Lines containing the word "styles" are the ones to copy from the records below.

%%

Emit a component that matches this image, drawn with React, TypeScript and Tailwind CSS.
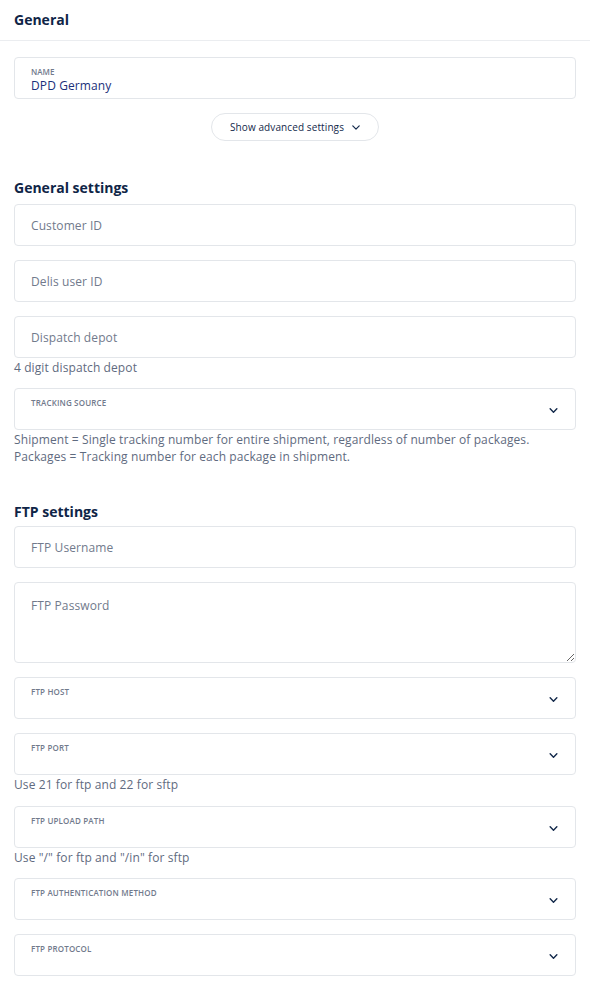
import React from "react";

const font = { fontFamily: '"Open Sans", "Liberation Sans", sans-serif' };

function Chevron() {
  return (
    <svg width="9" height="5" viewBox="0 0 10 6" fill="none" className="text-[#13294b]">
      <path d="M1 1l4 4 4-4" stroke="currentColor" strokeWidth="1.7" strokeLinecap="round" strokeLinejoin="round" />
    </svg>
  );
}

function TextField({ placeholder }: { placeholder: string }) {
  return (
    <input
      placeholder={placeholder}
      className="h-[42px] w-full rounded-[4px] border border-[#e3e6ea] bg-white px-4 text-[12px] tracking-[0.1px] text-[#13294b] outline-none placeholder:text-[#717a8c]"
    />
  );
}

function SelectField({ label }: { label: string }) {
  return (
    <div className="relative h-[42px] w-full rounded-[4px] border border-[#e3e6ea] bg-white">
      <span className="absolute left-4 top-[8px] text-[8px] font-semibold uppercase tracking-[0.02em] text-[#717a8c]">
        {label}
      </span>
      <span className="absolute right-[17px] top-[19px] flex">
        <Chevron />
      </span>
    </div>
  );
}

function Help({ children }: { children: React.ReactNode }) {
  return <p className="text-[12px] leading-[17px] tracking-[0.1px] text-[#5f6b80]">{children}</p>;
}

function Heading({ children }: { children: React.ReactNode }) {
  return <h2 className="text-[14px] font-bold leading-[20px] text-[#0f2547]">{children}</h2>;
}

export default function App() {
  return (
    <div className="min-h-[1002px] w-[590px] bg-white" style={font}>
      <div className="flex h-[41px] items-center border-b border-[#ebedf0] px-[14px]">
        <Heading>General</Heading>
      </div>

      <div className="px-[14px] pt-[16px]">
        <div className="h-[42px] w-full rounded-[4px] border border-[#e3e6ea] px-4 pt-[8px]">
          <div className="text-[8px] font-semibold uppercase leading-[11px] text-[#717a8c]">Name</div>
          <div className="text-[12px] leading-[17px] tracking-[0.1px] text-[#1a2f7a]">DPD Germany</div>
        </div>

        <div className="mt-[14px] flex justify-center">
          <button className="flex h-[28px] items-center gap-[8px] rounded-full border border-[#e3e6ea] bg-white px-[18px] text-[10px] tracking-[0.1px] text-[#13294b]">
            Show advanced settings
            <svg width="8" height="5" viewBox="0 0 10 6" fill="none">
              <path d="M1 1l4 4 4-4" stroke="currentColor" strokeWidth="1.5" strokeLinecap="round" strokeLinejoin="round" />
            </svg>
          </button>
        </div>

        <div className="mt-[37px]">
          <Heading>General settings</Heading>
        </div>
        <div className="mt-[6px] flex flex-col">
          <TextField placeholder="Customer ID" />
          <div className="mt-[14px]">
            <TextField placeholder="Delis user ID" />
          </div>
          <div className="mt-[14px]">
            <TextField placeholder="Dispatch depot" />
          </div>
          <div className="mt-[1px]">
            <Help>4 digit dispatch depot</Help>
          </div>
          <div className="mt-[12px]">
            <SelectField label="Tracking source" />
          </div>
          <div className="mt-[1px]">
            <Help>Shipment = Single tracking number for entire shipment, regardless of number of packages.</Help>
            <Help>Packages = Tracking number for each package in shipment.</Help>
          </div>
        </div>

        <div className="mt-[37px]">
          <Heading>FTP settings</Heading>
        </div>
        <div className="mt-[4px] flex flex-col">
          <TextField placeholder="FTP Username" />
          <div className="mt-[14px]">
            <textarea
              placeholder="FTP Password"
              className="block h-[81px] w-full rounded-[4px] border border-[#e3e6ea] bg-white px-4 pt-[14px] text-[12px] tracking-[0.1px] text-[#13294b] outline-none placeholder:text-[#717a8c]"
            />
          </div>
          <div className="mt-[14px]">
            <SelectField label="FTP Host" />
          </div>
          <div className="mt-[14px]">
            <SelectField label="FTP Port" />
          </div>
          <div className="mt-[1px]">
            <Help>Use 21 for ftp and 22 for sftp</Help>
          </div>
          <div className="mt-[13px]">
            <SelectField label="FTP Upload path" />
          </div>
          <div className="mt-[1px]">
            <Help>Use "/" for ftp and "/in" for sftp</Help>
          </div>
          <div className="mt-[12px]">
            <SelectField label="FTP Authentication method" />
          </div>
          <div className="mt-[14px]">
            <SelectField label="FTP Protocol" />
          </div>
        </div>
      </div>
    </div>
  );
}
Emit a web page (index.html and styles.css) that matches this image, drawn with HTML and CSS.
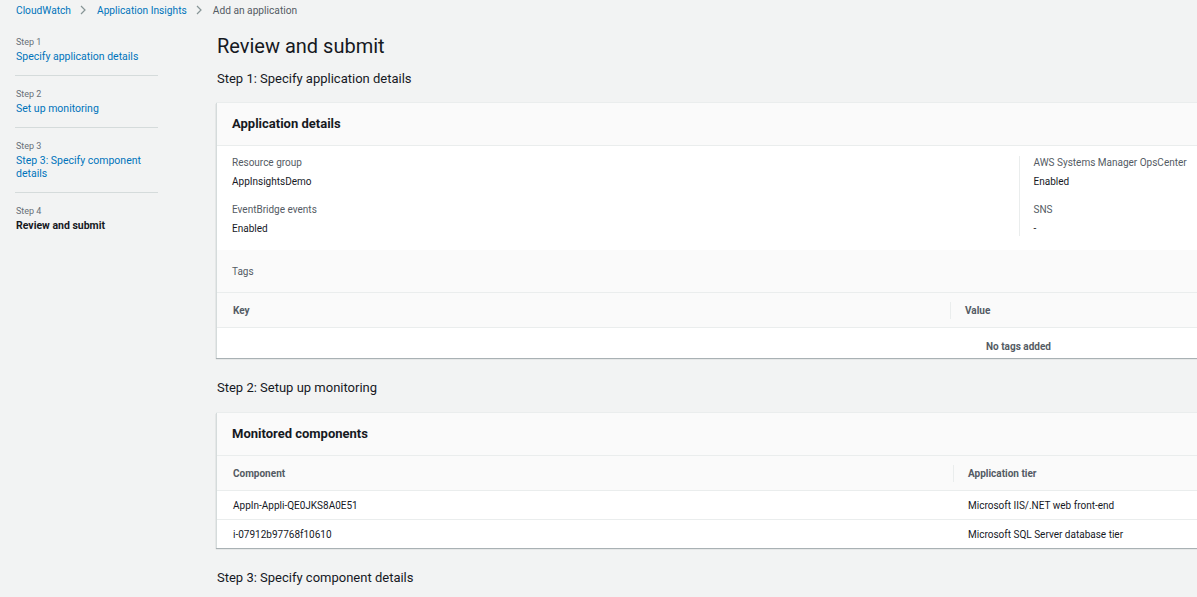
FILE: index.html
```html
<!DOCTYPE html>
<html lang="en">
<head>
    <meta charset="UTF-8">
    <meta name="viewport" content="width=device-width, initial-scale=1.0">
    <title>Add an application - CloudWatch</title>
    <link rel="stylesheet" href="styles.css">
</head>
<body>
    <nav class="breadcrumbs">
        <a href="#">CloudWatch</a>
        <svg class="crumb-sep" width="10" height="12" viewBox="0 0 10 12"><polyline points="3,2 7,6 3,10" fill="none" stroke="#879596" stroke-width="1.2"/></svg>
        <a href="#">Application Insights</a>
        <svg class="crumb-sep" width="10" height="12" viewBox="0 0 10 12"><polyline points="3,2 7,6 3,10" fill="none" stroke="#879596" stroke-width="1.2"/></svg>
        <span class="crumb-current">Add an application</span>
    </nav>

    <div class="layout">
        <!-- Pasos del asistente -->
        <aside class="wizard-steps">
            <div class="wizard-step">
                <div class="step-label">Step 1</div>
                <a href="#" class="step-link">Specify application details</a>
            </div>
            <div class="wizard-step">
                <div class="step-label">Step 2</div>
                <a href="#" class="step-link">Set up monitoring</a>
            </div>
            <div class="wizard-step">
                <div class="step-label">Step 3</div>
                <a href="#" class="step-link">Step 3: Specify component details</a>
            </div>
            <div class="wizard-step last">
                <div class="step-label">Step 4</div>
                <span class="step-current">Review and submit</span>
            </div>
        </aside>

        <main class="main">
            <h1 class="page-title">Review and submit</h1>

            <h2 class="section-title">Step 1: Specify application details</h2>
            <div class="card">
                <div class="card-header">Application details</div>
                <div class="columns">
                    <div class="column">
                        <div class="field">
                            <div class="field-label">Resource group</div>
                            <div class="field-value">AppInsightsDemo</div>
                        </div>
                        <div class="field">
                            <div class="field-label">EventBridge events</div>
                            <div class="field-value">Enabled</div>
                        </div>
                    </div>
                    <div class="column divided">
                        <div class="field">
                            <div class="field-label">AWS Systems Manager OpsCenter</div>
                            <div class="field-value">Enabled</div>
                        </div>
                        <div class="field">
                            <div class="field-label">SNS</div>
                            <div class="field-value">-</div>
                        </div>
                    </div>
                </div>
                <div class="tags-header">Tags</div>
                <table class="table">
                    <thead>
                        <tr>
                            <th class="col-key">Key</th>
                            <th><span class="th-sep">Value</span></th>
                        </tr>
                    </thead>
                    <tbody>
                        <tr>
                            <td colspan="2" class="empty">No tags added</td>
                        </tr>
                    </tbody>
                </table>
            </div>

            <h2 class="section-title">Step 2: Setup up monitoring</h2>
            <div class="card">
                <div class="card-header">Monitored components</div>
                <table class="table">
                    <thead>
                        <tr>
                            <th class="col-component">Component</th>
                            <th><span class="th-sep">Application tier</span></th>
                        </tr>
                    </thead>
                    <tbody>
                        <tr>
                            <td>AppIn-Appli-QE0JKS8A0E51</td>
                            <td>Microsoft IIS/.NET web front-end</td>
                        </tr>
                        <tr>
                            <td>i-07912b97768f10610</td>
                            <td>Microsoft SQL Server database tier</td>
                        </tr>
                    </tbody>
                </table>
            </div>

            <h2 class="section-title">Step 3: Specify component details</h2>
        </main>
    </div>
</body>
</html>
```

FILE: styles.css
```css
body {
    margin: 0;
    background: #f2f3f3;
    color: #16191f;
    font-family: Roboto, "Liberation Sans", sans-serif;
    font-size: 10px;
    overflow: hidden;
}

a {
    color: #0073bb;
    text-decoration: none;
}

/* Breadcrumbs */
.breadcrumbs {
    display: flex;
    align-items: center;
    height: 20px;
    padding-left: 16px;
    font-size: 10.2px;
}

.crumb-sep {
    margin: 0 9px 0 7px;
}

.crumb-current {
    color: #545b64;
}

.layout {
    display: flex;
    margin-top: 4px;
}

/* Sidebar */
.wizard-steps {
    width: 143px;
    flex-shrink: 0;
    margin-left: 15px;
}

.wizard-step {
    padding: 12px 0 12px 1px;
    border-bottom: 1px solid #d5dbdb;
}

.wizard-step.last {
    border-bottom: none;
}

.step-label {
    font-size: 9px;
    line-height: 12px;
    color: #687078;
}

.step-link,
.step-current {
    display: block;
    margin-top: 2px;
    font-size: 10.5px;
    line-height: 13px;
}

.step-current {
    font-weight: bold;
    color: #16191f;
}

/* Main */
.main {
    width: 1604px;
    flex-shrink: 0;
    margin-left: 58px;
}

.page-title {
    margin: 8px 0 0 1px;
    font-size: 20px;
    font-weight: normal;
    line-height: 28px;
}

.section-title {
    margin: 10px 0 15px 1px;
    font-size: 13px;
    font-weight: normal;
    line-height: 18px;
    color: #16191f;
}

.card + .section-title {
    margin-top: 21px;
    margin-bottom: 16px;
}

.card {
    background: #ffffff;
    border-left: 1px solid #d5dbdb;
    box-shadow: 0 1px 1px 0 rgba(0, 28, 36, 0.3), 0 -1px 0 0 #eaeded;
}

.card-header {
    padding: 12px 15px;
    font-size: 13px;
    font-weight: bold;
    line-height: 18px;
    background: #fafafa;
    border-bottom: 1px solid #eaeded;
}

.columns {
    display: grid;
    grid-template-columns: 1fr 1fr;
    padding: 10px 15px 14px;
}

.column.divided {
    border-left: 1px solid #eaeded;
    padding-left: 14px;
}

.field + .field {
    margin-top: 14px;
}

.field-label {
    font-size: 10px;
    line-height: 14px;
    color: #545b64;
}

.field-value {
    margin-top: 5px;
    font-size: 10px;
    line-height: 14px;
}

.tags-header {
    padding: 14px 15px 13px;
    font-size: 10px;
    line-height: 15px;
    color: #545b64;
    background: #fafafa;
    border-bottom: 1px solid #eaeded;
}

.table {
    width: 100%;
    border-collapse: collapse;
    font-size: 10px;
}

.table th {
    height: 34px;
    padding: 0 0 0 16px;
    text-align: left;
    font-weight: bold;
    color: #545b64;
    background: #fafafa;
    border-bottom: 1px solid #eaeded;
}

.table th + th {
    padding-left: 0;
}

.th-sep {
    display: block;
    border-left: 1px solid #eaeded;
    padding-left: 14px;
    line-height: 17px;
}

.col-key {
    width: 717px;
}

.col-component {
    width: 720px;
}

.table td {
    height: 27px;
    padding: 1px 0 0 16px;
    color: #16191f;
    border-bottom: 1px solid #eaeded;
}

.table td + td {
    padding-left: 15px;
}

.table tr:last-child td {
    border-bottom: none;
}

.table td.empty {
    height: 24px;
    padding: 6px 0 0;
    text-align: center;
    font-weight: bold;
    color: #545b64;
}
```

%%

> **Answer to the problem**
Emit a web page (index.html and styles.css) that matches this image, drawn with HTML and CSS.
    <link rel="stylesheet" href="styles.css">
FILE: styles.css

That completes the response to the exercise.